Winning a game — any game — can be difficult and you don't have to tell the Trojans that. USC trailed Virginia Tech late in the third quarter of the 2004 BCA Football Classic, fell behind Stanford by 11 points late in third quarter of the Pac-10 opener, needed a stop-the-bleeding last-minute goal-line stand vs. California, spotted Oregon State a 13-0 lead on an ominously foggy and cold night in Corvallis, and closed out the regular season with a mere five-point victory over down-and-out cross-town rival UCLA.

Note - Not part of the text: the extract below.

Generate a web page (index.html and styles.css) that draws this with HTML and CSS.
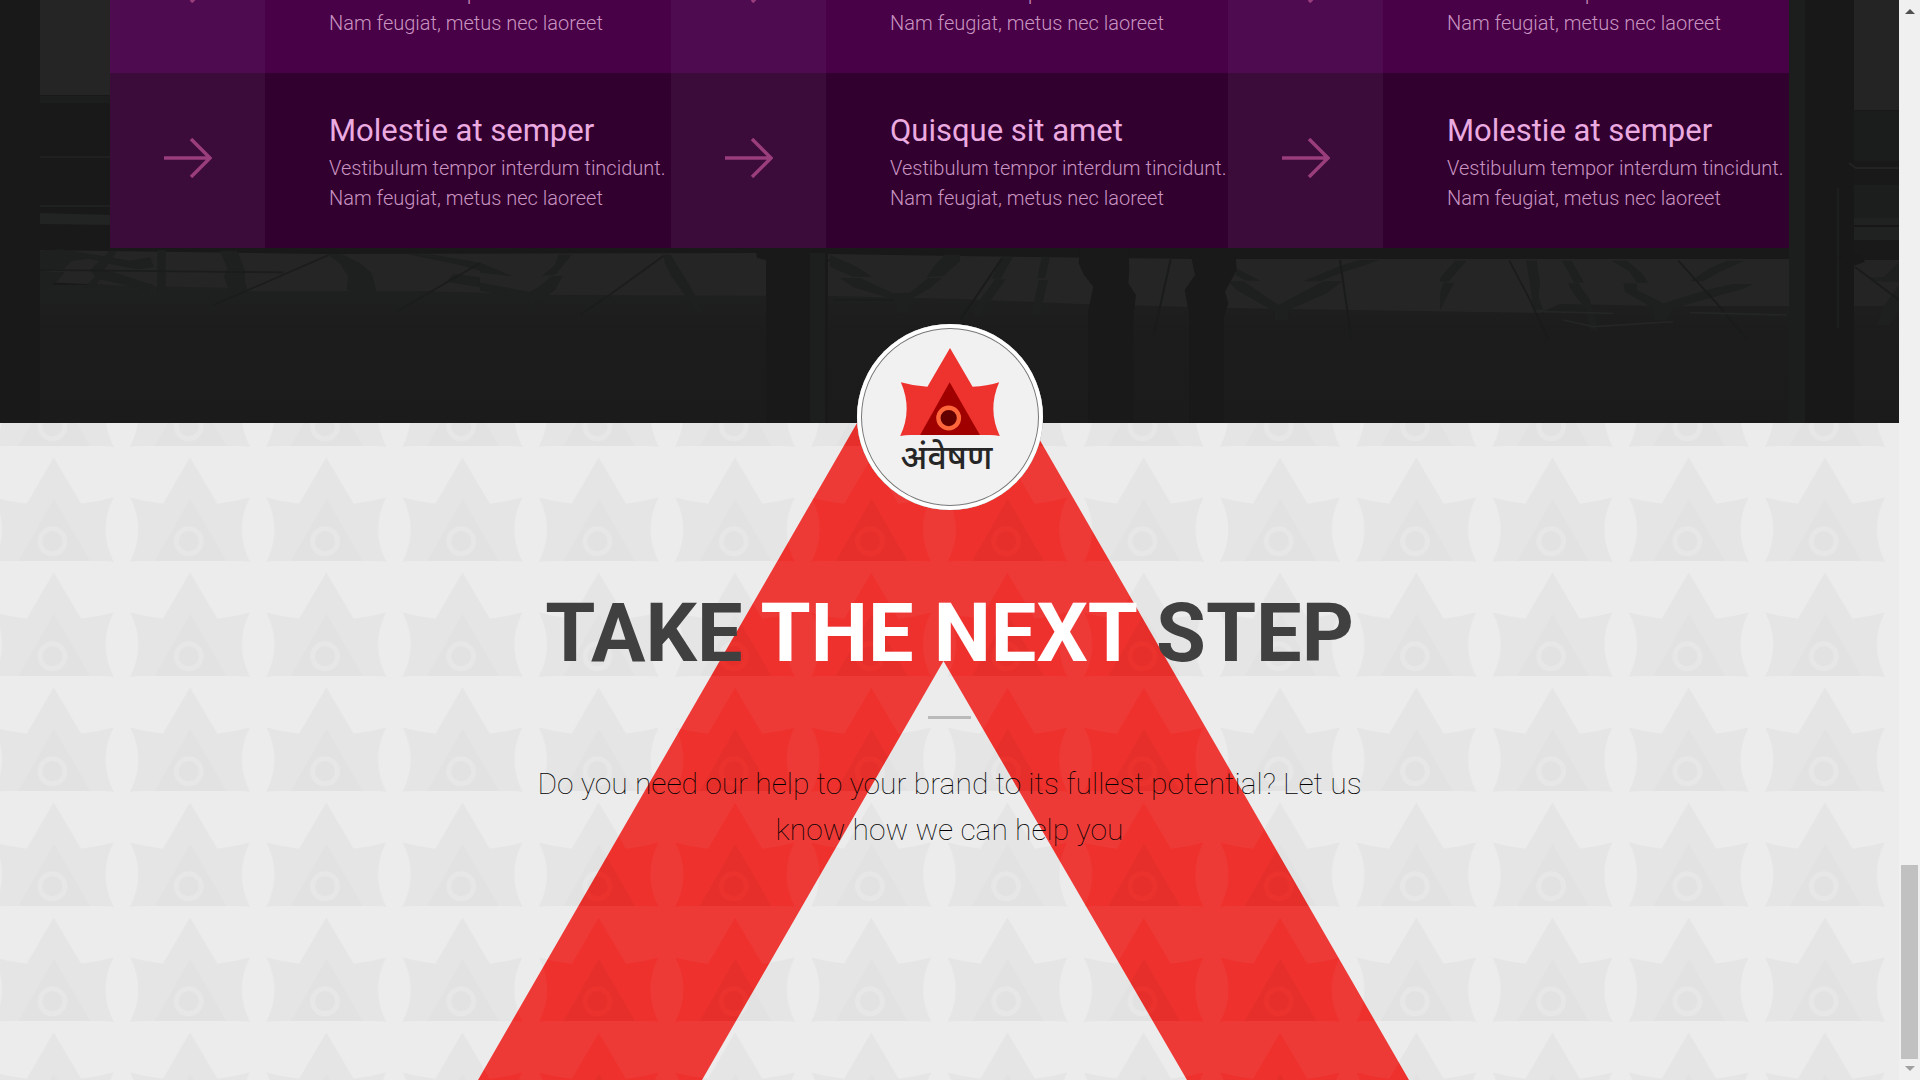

Of course, the memory of those close calls quickly evaporated in the midst of the 55-19 slaughtering of Oklahoma in the Orange Bowl, giving way to an air of invincibility. But the nail-biters still exist and clearly point out that winning games at this level is always a difficult proposition no matter what your pedigree.

The Pac-10 may not be the country's elite conference, but there is no shortage of firepower or know-how in the league. Furthermore, as long as that football is shaped the way it is, anything can happen within a 60-minute game. And don't forget, we're still talking about student-athletes who are in their early 20s, and in some cases, teenagers.

With the bull's-eye unanimously and squarely affixed to their cardinal and gold jerseys, the Trojans will have to overcome everybody's best shot. Running onto the field with a constellation of collegiate stars and a pair of Heisman Trophy frontrunners won't cause opponents to melt. If anything, it adds incentive.